At some point, we have to take responsibility for ourselves, to be aware of the lives we live, and to be aware of why we do certain things, why we have sex and why we encourage other people to have sex. At some point, we have to stop following what everyone else is doing because that’s the cool thing to do. We have to decide for ourselves that we believe in ourselves and we will do things because we respect ourselves, and we know that what we do will enrich us further. We would know that there are friends, whom we call them as, who might not have the best interests for us at heart, not because they are not true, but because they are not aware, and while we give them the time to learn, we have to allow ourselves to move on with ours and live the life that we want – one that can be proud of and be true to ourselves with.

At some point, we need to be who we are. And be true to ourselves.


4 thoughts on “Are Gay People Just All About Sex?

  1. Eddie Leong says:

    Hi Roy,

    Once again, it’s nice to read your blog article. I do agreed with you that sex is not about everything in this gay community, and also what a true friend should be.

    And I sincerely hope that you could find someone that you truly love for. 🙂


  2. Ben says:

    Hello Roy, it’s been quite some time. I didn’t realise you had a blog :).

    It’s interesting that you start off with an anecdote about the glory of losing one’s virginity. Reading the first 2 paragraphs, it could easily have been an anecdote about a straight guy losing his virginity to a girl.

    Truth is, especially in western culture, it’s not uncommon to celebrate “getting laid” for straight men, not just gay men.

    I think the “glory” may be more appropriately attributed to the difficulty in successfully wooing someone else to get to the deed. This is arguably a more involved affair for straight couples though – if my only objective was to get laid as a gay man, I’m pretty sure any gay sauna would serve that particular need without difficulty.
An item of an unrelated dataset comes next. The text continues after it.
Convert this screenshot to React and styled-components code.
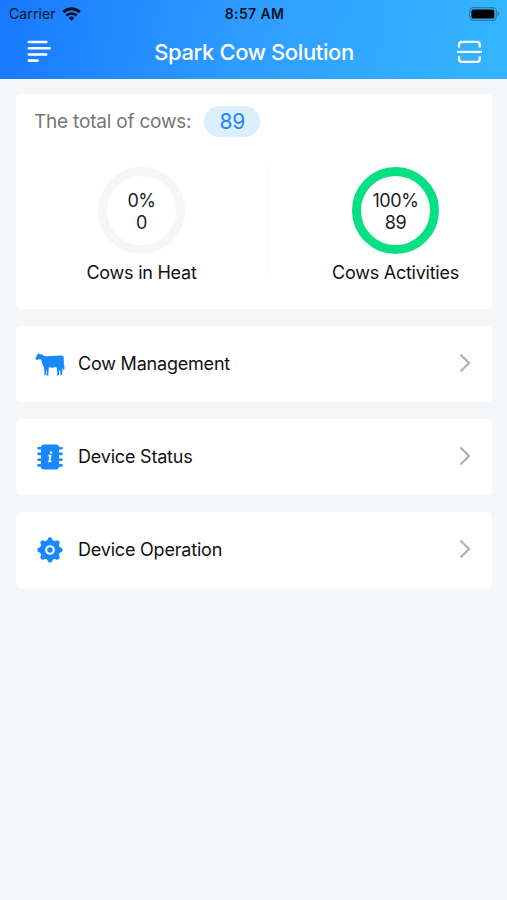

    I haven’t *actually* had sex yet. Or I’m not sure if it would qualify. Nothing truly penetrative, no climax. Heh… the definition of “losing virginity” for a gay man is rather blurry I think.

    Regardless, I would agree that having sex with someone I truly loved would definitely be a special experience. I haven’t done anything with my current partner yet – I sometimes wonder at the strange relationship we have. We hardly get to touch each other, but just talking to him makes me feel really good, so I continue to see him whenever I can.


    I guess this is a very strong, personal matter to you. Your introspection brings up a lot of personal experiences.

    I’m not particularly experienced with the gay community in general. What I have seen is somewhat surprising – I think most people in the coffee session are aware of a lot of gossip that goes around, but I generally tend to be oblivious about it, since I am not really interested in it. Relationships come and go at an alarmingly high rate though, which is quite scary. I’ve witnessed what were supposed to have been very close relationships disintegrate quickly and without warning, and I can see how it can be disheartening.

    It’s true though, that the gay community seems to be fairly promiscuous, albeit with a few exceptions. My personal rationalization (purely subjective) is that men are naturally horny, and unlike straight men who have to contend with straight women who are generally more resistant to one-night-stands, gay men have less barriers and tend to participate in it more often.

    I’m not saying I agree with such behavior, but if both parties are willing and practice safe sex, I don’t think it is really too terrible a thing.

    Your main point, of course, is whether or not such behavior detracts from the ability of 2 gay men to form a lasting, loving relationship. Perhaps when people jump into a high level of intimacy too quickly, it makes it difficult to step back again and try to work at and build the necessary chemistry that allows for a truly loving relationship.

    Don’t get too fraught with this issue. Love… l don’t believe it’s a “at first sight thing”. Lust, yes. I don’t have much experience with it, but love… true love… seems to me to be something that is built over time, where both parties work towards getting to know and appreciate each other beyond what is skin deep, to both tolerate and celebrate each other’s nuances and attributes. You’ll probably reach the point of true love when both of you can no longer think of your partner as a separate entity, but really as something that you would treasure and value as much as yourself.

    Take care 🙂

  3. Hi Roy,
    I’ve read your post. And , i admire your desire to speak so openly about your identity as gay and to help the people around you who are going through the same struggles as you. And i resonate with your clarion call to be who you are and dare to be who you are especially in this world where fitting and conforming to society is what everyone is doing.
    i do however have an alternative opinion about gay people being all about sex.
    firstly, i’d like to say first that i’m a Christian.
    and as you know, our God has an issue with the whole idea of homosexuality.

    i shan’t bother expounding what those ideas are as u’ve probably have a clearer idea than most people about what Christians think about homosexuality. and i know the havn’t been the best examples of love in this area.

    what i felt like just responding however is to the idea of sex and homosexuality.

    The idea of being gay, is inextricably linked to sex.
    The only difference between two best buddies and two homosexuals is this. Sex.
    it is what makes a gay a gay. if u don’t have sex, and u love a guy, then thats just being a very good brother. The moment u bring in sex into the equation, then what we talk about is homosexuality.

    God has completely has no issue with men loving other men.
    However, a man having sex with another man kissing etc.
    Thats where the sticky road goes awry.

    to be honest, apart from my fundmental beliefs about homosexuality, i do resonate with you w regards to what you talk about society at large and i appreciate the sensitivity and the rationale and balanced scenario you painted in your article about malaysia ruling over Singapore.

    to conclude, in response to your question. are gay people all about sex?
    i would have to say yes. Cuz sex is what sets apart a gay relationship from a love relationship between two straight men.
    by and large, i believe this statement to be applicable to the majority of people who profess to be homosexuals.